Ali estava Ladislas, que aos 15 anos de idade contou como, de seu esconderijo, viu homens com uniforme militar fazendo seu pai em pedaços e colocando sua cabeça em uma cesta, que jogaram ao lado de sua mãe, a qual nunca foi encontrada. Ou Léonie, que ainda está na escola primária, mas viu seus familiares serem mortos um a um, apenas para receberem a faca ensanguentada de seus algozes enquanto riam e lhe diziam para levá-la para as forças armadas. Havia também Kambale, 13 anos, que foi sequestrada e transformada em uma criança-soldado; e Bijoux, 17 anos, que foi sequestrada há três anos com outras meninas quando foi buscar água e diz que «durante anos fui violentada como um animal e forçada a sofrer torturas indescritíveis». Trazia consigo duas meninas gêmeas, que nasceram naquele horror e cresceram com ela desde que conseguiu escapar há dois anos. Suas amigas nunca mais voltaram.
Juntamente com o Papa, ouvimos o testemunho de Dèsiré, que estava vivendo em um campo de desabrigados quando um grupo armado chegou. «Ali vi algo selvagem: pessoas cortadas como carne de animal, mulheres estripadas, homens decapitados». Também na sala está Emelda, raptada aos 16 anos de idade e usada como escrava sexual. Todos os dias ela era abusada por cinco a dez homens, ela e seus companheiros eram obrigados a viver nus para evitar que escapassem, e eram obrigados a comer a carne dos homens mortos por seus raptores diariamente. «Aqueles que se recusaram a comer foram despedaçados, e os outros tiveram que comer esses pedaços». São histórias devastadoras, terríveis, por mais terríveis que sejam, não só para lê-las, mas também para ouvi-las na carne e ver o rosto de alguém que viveu algo assim, demonstrando que a guerra é repugnante e imunda, sempre e em toda parte, porque exalta o mal do homem abandonado aos seus instintos.
No entanto, após relatar de todo esse horror, emergiu algo profundo e radicalmente diferente. Absolutamente espantoso. De repente, “outro mundo” vivendo neste mundo.

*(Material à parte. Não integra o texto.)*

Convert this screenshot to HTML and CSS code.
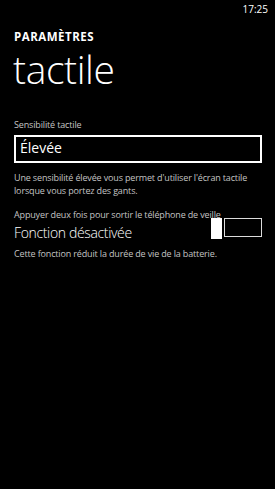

Um a um, criança, adolescente, homem ou mulher, ao final de seu relato diante do Papa (que lhes diz que suas lágrimas também são dele; e sua dor, sua própria dor) eles se colocam aos pés do Crucificado, aos pés da imagem do sofrimento que Jesus suportou, eles depositam os símbolos das torturas que sofreram. E proferindo palavras humanamente inimagináveis, que parecem impossíveis de ouvir depois de ter ouvido tanto sofrimento, cada um deles oferece seu perdão sincero àquele que cometeu tais atrocidades. «Nós, vítimas de atrocidades e horríveis barbaridades, perdoamos nossos algozes por tudo o que eles nos fizeram, pelos incríveis atos de violência que nos infligiram», diz Emelda, ao deixar sob a cruz roupas como as usadas pelos homens armados que as usaram como objeto de sua propriedade. Eles deixam aos pés de Jesus um facão como aquele que Désiré os viu usar para matar homens e mulheres; e depois um tapete que Bijoux descreve como «um símbolo de minha miséria como mulher estuprada»; e uma faca «como aquela com a qual os vi cortar meu pai em pedaços», diz Léonie.
Perdão. Uma palavra que, enquanto o Papa Francisco fecha os olhos para conter as lágrimas que lhe chegam aos olhos, irrompe surpreendentemente, como uma flor de beleza inesperada, dos lábios de quem recebeu a Graça de encontrar um mundo diferente no meio de um mundo devastado pelo horror e pela violência.